I don't know if this is considered child labour but it's funny and useful. Your baby can crawl all over while he cleans the floor. A win-win situation, isn't it?
Admit it: You always wanted a duck dog. They are fun, they are unique, and they don't bark. The wait is over and now you can have it. They are horrible, but there's nothing written about taste.
This is one of the useless and stupidest things I have seen in my life. It's a bike that you use… running. So why do I need it? If I want to run I JUST RUN. I don't need that thing on me. I kinda need it, though.

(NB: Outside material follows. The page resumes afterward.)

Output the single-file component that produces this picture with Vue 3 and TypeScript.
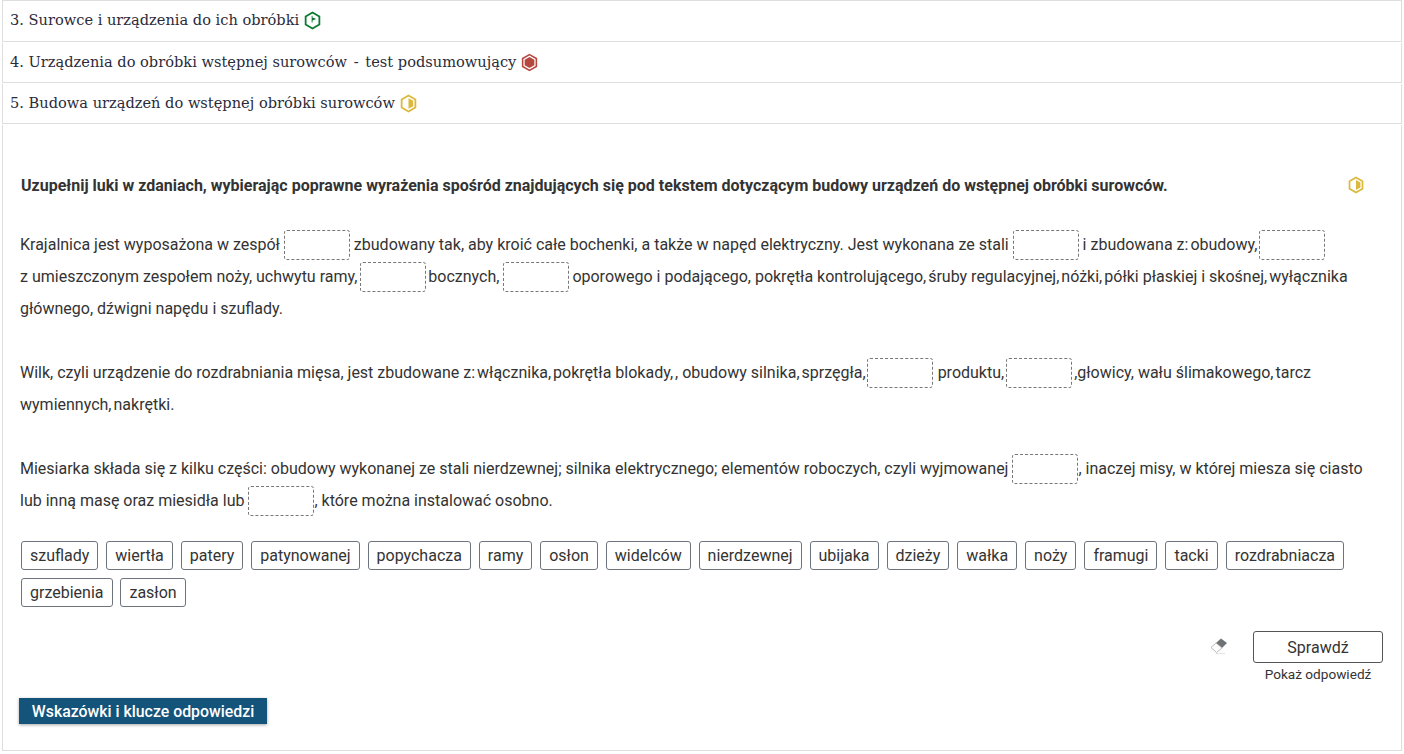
<script setup lang="ts">
const chips: string[] = ['szuflady','wiertła','patery','patynowanej','popychacza','ramy','osłon','widelców','nierdzewnej','ubijaka','dzieży','wałka','noży','framugi','tacki','rozdrabniacza','grzebienia','zasłon']
</script>

<template>
  <div class="page">
    <div class="row first"><span class="name">3. Surowce i urządzenia do ich obróbki</span>
      <svg class="hex" viewBox="0 0 18 18"><path d="M9 1.5 15.5 5.2V12.8L9 16.5 2.5 12.8V5.2Z" fill="#fff" stroke="#0a7a2f" stroke-width="1.7"/><path d="M8.2 4.6H9V6.2L12.6 7.6 9 9V11H8.2Z" fill="#0a7a2f"/></svg>
    </div>
    <div class="row"><span class="name">4. Urządzenia do obróbki wstępnej surowców <span class="dash">-</span> test podsumowujący</span>
      <svg class="hex" viewBox="0 0 18 18"><path d="M9 1.5 15.5 5.2V12.8L9 16.5 2.5 12.8V5.2Z" fill="#fff" stroke="#b5473f" stroke-width="1.5"/><path d="M9 3.8 13.6 6.4V11.6L9 14.2 4.4 11.6V6.4Z" fill="#b5473f"/></svg>
    </div>
    <div class="row"><span class="name">5. Budowa urządzeń do wstępnej obróbki surowców</span>
      <svg class="hex" viewBox="0 0 18 18"><path d="M9 1.5 15.5 5.2V12.8L9 16.5 2.5 12.8V5.2Z" fill="#fff" stroke="#dcb83c" stroke-width="1.7"/><path d="M9 4 13.4 6.5V11.5L9 14Z" fill="#dcb83c"/></svg>
    </div>
    <div class="panel">
      <div class="title">
        <strong>Uzupełnij luki w zdaniach, wybierając poprawne wyrażenia spośród znajdujących się pod tekstem dotyczącym budowy urządzeń do wstępnej obróbki surowców.</strong>
        <svg class="hex big" viewBox="0 0 18 18"><path d="M9 1.5 15.5 5.2V12.8L9 16.5 2.5 12.8V5.2Z" fill="#fff" stroke="#dcb83c" stroke-width="1.7"/><path d="M9 4 13.4 6.5V11.5L9 14Z" fill="#dcb83c"/></svg>
      </div>
      <p class="para">Krajalnica jest wyposażona w zespół <span class="gap"></span> zbudowany tak, aby kroić całe bochenki, a także w napęd elektryczny. Jest wykonana ze stali <span class="gap"></span> i zbudowana z:<i class="s"></i>obudowy,<span class="gap m2"></span> z&nbsp;umieszczonym zespołem noży, uchwytu ramy,<span class="gap m3"></span> bocznych,<span class="gap m4"></span> oporowego i podającego, pokrętła kontrolującego,<i class="s"></i>śruby regulacyjnej,<i class="s"></i>nóżki,<i class="s"></i>półki płaskiej i skośnej,<i class="s"></i>wyłącznika głównego, dźwigni napędu i szuflady.</p>
      <p class="para">Wilk, czyli urządzenie do rozdrabniania mięsa, jest zbudowane z:<i class="s"></i>włącznika,<i class="s"></i>pokrętła blokady,<i class="s"></i>, obudowy silnika,<i class="s"></i>sprzęgła,<span class="gap m1"></span> produktu,<span class="gap m5"></span>,głowicy, wału ślimakowego,<i class="s"></i>tarcz wymiennych,<i class="s"></i>nakrętki.</p>
      <p class="para">Miesiarka składa się z kilku części: obudowy wykonanej ze stali nierdzewnej; silnika elektrycznego; elementów roboczych, czyli wyjmowanej <span class="gap"></span>, inaczej misy, w której miesza się ciasto lub inną masę oraz miesidła lub <span class="gap"></span>, które można instalować osobno.</p>
      <div class="chips">
        <span v-for="c in chips" :key="c" class="chip">{{ c }}</span>
      </div>
      <div class="actions">
        <svg class="eraser" viewBox="0 0 18 16"><path d="M11 .5 17 5 12 10 6 5Z" fill="#6f7275"/><path d="M6 5 12 10 6.5 14.5 1 9.5Z" fill="#fff" stroke="#b4b0ae" stroke-width=".9"/><path d="M6 15.5H15" stroke="#e2e2e2" stroke-width="1"/></svg>
        <div class="check">
          <button class="btn" type="button">Sprawdź</button>
          <span class="show">Pokaż odpowiedź</span>
        </div>
      </div>
      <button class="hints" type="button">Wskazówki i klucze odpowiedzi</button>
    </div>
  </div>
</template>

<style>
html, body { margin: 0; background: #fff; }
</style>

<style scoped>
.page { width: 1400px; margin-left: 2px; height: 751px; box-sizing: border-box; font-family: Roboto, sans-serif; color: #333; display: flex; flex-direction: column; }
.row { height: 40px; flex: none; box-sizing: border-box; border: 1px solid #dedede; border-top: 0; margin-bottom: 1px; padding: 0 7px; display: flex; align-items: center; gap: 4px; font-family: "DejaVu Serif", serif; font-size: 14.6px; color: #2b2b3a; white-space: nowrap; }
.row.first { height: 42px; border-top: 1px solid #dedede; padding-bottom: 1px; }
.name { margin-bottom: 2px; }
.dash { margin: 0 2px; }
.hex { width: 19px; height: 19px; flex: none; }
.panel { flex: 1; border: 1px solid #dedede; border-top: 0; padding: 44px 18px 0 18px; display: flex; flex-direction: column; min-height: 0; }
.title { display: flex; justify-content: space-between; align-items: center; padding-right: 18px; height: 32px; font-size: 16px; }
.title strong { font-weight: 700; color: #333; }
.hex.big { width: 18px; height: 18px; }
.para { margin: 28px 0 0 -1px; font-size: 16px; line-height: 32px; color: #333; }
.para + .para { margin-top: 32px; }
.s { display: inline-block; width: 2px; }
.gap { display: inline-block; width: 66px; height: 30px; box-sizing: border-box; border: 1px dashed #777; border-radius: 3px; vertical-align: middle; margin-top: -2px; }
.gap.m1 { margin-left: 1px; margin-right: 1px; }
.gap.m2 { margin-left: 2px; }
.gap.m3 { margin-left: 3px; margin-right: -2px; }
.gap.m4 { margin-left: 4px; margin-right: -1px; }
.gap.m5 { margin-left: 2px; margin-right: 2px; }
.chips { display: flex; flex-wrap: wrap; gap: 8px 7.95px; margin: 24px 0 0 0; }
.chip { height: 29px; box-sizing: border-box; border: 1px solid #6c757d; border-radius: 3px; padding: 0 8px; font-size: 16px; line-height: 27px; color: #333; }
.actions { display: flex; justify-content: flex-end; align-items: flex-start; gap: 25px; margin-top: 24px; }
.eraser { width: 18px; height: 16px; margin-top: 7px; }
.check { display: flex; flex-direction: column; align-items: center; width: 130px; }
.btn { width: 130px; height: 32px; background: #fff; border: 1px solid #555; border-radius: 3px; font: 400 16px Roboto, sans-serif; color: #333; padding: 0; }
.show { font-size: 13.6px; line-height: 16px; margin-top: 3px; color: #333; white-space: nowrap; }
.hints { align-self: flex-start; width: 248px; height: 26px; margin: 16px 0 0 -2px; background: #14537a; color: #fff; border: 0; padding: 0; font: 500 15.85px Roboto, sans-serif; box-shadow: 0 1px 3px rgba(0,0,0,.35); }
</style>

Finally! We needed this more than anything. This scissor cuts your pizza perfectly and it also grabs the slice to serve it easily. Wonderful, give this inventor a Nobel Prize.
There's a plus in handwriting. You can't turn a keyboard into a fork. You'll have a fork, a knife and a spoon to use in those instant hunger cases. Wonderful.
FULL BODY UMBRELLA
This can help you to walk home totally dry and also to receive the insults of everyone around you. Not suitable for crowded sidewalks. And the rest of the world.
These plugs have triple purpose. First, they are easier to pull. But also, they have a light so you don't forget them plugged and also you can find the dark. Nice, huh?
PENCILS WITH SEEDS
This is a cool pencil with a seed inside. When it's too short to use, it can be planted at home, at the office, or in the classroom and a plant will grow from it.
Tired of measuring with your fingers and having to run with your arms still so the measuring works? This is a ruler that you put in your fingers and it will measure and record it.
This gadget translates your english words to barks so your dog can understand them. I'm not really sure if it actually works, but it's supposed to be a sales hit.
OWN A COLOR
This is a magic pen that, when you put it near a color you like, let you write in that exact color. This might be quite interesting for designers and artists.
AN IRON TABLE BECOMES A MIRROR
This last one is confusing. It looks useful, we said we love things that can work in two different ways, but this seems quite specific. Ok, give me two of them.